- _Written problem_:
Copy every line that contains the string "React" from the entries below.

··········

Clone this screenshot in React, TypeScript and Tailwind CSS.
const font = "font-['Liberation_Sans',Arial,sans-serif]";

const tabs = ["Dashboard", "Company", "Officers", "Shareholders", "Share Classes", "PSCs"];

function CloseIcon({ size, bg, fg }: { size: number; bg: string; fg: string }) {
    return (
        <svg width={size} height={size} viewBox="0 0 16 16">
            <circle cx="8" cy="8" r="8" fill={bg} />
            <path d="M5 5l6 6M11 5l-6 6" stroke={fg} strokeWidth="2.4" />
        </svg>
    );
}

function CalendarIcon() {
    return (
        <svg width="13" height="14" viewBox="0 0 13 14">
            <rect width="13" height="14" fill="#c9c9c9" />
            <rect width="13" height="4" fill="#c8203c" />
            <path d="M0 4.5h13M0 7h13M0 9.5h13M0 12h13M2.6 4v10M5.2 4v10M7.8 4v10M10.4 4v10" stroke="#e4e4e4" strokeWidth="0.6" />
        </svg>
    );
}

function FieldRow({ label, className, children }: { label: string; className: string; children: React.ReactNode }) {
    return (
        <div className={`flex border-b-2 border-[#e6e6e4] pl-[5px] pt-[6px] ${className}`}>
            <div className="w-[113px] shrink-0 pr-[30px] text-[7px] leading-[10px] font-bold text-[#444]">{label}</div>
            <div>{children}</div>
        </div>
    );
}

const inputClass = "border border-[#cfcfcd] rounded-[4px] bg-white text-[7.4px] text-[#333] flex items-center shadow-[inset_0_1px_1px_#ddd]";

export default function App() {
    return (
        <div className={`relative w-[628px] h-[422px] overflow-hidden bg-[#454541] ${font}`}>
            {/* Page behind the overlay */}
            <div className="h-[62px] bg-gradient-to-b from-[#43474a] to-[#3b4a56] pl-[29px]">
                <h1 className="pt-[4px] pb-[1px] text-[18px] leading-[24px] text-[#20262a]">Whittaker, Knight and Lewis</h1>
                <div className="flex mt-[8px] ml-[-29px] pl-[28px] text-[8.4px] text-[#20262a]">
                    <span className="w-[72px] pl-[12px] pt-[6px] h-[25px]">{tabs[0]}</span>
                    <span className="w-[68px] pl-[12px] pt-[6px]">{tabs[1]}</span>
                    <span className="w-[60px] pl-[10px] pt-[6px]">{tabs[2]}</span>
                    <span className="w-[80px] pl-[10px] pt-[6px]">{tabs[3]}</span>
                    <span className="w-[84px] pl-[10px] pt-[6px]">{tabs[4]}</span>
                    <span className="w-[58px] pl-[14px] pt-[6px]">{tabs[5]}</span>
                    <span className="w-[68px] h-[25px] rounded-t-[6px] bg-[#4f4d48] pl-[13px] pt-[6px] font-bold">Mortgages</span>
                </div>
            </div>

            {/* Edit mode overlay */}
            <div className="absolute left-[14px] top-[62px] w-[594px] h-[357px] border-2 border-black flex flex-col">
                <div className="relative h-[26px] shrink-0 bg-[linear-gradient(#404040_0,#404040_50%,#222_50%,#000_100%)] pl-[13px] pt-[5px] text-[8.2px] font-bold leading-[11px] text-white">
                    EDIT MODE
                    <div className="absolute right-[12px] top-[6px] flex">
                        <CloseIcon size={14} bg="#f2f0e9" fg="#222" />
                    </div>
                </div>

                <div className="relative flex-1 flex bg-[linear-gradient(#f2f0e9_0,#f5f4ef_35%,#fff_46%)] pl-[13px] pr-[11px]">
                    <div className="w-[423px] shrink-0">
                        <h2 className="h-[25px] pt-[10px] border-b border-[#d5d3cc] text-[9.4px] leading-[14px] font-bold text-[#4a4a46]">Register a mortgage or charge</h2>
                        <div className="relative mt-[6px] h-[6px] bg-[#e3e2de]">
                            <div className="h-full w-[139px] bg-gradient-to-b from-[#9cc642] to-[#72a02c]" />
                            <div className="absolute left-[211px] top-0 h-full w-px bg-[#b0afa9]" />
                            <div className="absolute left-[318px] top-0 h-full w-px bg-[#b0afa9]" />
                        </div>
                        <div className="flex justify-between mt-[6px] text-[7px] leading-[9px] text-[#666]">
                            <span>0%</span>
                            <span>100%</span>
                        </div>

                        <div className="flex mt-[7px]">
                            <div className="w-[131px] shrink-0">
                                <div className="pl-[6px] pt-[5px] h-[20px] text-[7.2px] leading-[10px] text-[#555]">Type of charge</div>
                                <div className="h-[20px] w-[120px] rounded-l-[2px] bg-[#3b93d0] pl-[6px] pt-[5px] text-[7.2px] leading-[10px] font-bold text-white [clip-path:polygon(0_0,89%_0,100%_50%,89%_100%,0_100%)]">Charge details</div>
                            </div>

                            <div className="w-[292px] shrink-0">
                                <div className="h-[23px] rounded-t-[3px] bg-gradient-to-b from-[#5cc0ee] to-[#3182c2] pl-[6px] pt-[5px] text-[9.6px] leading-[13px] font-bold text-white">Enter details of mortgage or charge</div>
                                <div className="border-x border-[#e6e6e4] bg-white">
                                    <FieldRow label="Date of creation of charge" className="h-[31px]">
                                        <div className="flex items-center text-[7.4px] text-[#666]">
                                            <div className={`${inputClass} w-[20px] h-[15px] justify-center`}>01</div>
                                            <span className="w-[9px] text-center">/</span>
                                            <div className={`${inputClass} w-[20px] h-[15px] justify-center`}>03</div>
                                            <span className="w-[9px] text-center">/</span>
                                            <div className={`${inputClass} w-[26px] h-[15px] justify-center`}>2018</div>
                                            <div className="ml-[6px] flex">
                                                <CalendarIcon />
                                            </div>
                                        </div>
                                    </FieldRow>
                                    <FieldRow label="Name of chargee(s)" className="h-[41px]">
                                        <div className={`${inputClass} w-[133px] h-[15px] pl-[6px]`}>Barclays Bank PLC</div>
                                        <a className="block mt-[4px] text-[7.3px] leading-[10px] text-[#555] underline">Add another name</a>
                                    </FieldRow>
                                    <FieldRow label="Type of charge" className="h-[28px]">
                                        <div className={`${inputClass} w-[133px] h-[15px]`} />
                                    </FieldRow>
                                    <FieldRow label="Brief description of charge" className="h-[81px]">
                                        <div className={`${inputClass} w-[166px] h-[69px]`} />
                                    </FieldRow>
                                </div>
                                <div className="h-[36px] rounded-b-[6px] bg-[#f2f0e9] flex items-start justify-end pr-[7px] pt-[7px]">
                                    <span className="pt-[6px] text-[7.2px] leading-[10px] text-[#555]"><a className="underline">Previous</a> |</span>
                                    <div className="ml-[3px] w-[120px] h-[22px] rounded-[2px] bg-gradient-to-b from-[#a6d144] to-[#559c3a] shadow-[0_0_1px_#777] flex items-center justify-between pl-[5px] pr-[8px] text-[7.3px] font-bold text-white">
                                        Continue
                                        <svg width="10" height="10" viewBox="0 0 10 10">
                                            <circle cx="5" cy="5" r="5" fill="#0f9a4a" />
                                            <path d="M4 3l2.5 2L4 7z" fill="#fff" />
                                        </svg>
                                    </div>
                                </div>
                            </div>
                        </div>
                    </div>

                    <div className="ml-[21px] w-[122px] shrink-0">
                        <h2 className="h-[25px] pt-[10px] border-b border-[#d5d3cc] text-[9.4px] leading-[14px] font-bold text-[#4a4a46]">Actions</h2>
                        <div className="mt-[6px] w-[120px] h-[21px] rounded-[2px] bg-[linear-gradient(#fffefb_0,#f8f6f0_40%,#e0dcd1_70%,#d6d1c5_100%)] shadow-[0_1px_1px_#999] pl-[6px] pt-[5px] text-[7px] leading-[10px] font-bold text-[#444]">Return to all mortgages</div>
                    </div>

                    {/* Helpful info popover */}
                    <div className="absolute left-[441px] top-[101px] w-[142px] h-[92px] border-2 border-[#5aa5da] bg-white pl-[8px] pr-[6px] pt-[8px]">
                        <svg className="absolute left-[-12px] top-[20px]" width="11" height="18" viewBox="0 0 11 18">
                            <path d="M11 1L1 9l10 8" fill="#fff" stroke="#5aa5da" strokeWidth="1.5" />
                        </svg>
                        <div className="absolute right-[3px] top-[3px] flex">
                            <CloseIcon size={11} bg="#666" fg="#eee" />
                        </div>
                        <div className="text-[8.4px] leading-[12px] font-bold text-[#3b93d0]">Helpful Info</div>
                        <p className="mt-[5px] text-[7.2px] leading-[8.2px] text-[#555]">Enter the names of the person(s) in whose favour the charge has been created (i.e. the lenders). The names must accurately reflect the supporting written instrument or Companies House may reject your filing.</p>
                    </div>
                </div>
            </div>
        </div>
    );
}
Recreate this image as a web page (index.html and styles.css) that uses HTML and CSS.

··········

- _Final result_:
Clone this screenshot in React, TypeScript and Tailwind CSS.
function FieldRow({ label, className, children }: { label: string; className: string; children: React.ReactNode }) {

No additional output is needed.